Dataset content:
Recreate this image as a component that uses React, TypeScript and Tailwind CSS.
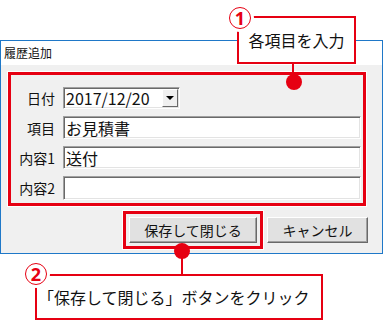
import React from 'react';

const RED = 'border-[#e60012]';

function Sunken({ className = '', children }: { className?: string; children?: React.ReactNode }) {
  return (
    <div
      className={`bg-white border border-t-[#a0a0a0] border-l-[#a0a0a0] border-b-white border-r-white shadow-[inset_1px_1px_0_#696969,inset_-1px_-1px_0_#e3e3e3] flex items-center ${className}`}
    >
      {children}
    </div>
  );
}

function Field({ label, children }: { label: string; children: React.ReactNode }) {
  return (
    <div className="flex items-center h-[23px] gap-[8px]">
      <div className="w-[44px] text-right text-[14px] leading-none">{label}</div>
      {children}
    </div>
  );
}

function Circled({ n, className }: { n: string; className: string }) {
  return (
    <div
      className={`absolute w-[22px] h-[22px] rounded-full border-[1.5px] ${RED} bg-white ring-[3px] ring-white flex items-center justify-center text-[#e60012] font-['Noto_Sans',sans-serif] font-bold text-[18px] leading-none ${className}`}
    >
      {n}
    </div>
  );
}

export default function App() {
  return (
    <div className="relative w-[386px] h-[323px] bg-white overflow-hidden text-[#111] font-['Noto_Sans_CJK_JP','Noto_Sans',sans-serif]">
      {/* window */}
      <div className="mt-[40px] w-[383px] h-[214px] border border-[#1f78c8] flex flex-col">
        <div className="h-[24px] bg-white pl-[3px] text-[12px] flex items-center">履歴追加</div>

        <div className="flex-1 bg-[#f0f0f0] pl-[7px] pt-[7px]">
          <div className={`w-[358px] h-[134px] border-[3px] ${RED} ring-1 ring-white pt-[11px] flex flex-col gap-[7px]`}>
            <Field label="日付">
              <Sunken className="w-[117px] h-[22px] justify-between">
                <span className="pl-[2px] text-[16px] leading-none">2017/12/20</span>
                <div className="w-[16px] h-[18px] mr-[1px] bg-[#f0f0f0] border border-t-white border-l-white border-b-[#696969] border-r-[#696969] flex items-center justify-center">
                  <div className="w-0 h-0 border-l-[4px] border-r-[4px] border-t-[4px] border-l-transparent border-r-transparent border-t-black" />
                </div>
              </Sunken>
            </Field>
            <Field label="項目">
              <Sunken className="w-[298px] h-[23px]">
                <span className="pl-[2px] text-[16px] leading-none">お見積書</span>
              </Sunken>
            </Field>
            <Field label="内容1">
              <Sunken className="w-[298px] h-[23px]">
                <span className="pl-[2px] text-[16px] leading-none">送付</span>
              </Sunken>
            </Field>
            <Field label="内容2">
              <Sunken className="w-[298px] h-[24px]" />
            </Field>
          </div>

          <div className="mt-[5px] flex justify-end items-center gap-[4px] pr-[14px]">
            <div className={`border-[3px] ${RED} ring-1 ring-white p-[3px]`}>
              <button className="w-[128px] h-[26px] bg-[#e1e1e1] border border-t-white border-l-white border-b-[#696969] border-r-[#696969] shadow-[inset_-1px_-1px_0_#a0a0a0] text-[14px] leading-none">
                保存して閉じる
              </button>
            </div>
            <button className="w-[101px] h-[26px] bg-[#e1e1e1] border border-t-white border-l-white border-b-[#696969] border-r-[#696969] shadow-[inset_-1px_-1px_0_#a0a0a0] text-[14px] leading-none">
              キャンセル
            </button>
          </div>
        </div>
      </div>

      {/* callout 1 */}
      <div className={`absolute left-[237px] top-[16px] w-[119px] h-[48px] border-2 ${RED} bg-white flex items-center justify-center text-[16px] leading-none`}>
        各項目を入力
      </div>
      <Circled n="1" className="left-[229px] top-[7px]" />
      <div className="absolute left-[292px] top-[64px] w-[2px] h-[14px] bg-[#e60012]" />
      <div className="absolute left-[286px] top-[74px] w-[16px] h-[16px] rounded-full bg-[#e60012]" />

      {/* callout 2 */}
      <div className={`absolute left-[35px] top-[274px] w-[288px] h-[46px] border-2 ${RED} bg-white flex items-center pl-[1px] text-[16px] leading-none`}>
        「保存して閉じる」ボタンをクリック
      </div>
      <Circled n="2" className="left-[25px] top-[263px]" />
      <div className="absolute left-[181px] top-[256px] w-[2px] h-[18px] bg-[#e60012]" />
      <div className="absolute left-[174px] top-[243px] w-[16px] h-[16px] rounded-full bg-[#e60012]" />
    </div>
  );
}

Given exercise: Please take the lines from the beginning of the data above through the line holding "const RED = 'border-[#e60012]';" and transcribe them exactly, without any pictures.

Result for this task:
Recreate this image as a component that uses React, TypeScript and Tailwind CSS.
import React from 'react';

const RED = 'border-[#e60012]';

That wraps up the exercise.